BERLIN, July 27, 2007 (AFP) - Criticism of France's plans to build a nuclear reactor in Libya mounted in Germany on Friday, with the Greens accusing President Nicolas Sarkozy of behaving recklessly.

"This is reckless, nationalistic activism on the part of President Sarkozy," the co-president of the environmentalist party, Richard Buetikofer told the daily Passauer Neuen Presse.

"I am not surprised that he is suddenly calling (Libyan leader Moammer) Kadhafi a great democrat," he said, adding that France was making it easier for Libya to "reach for nuclear arms."

"Kadhafi may have vowed to give up the quest for nuclear fire power but can one really believe a dictator?"

Sarkozy signed a memorandum on building a nuclear reactor for water desalination in Libya after talks with Kadhafi on Thursday, a day after Tripoli freed six foreign medics from jail after an eight-year ordeal.

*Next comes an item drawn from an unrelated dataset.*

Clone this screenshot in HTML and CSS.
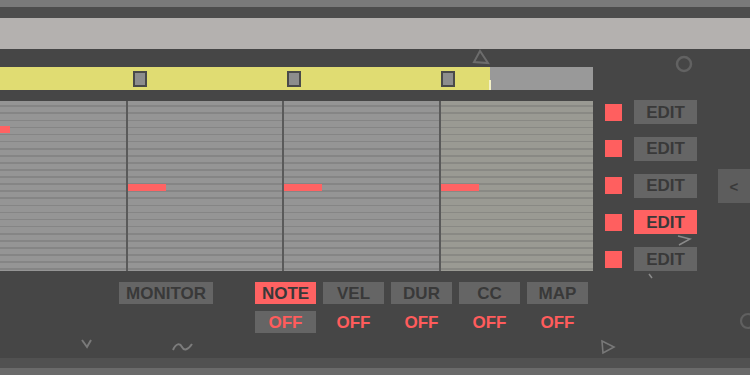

The step has drawn widespread criticism, not least in Germany with its strong anti-nuclear lobby and official plans to phase out nuclear power by around 2020.

German Minister of State for Foreign Affairs Gernot Erler said "politically this is a problematic affair."

"Above all the risk of proliferation increases with every country using nuclear energy," he told Friday's edition of the Handelsblatt daily.

Gert Weisskirchen, a spokesman for Germany's Social Democrats, who are part of the country's ruling coalition, said it is wise to treat Libya with pragmatism, but asked: "Does one have to start with a nuclear plant?"

Social Democrat MP Ulrich Kelber accused Sarkozy of cynically helping to secure the release of five Bulgarian nurses and a Palestinian doctor from jail so that he could sign lucrative deals with Kadhafi.

"It is all about show and the primitive pursuit of his own interests. This is something one sees with despots, it makes even US President George W. Bush look like an altar boy," he said.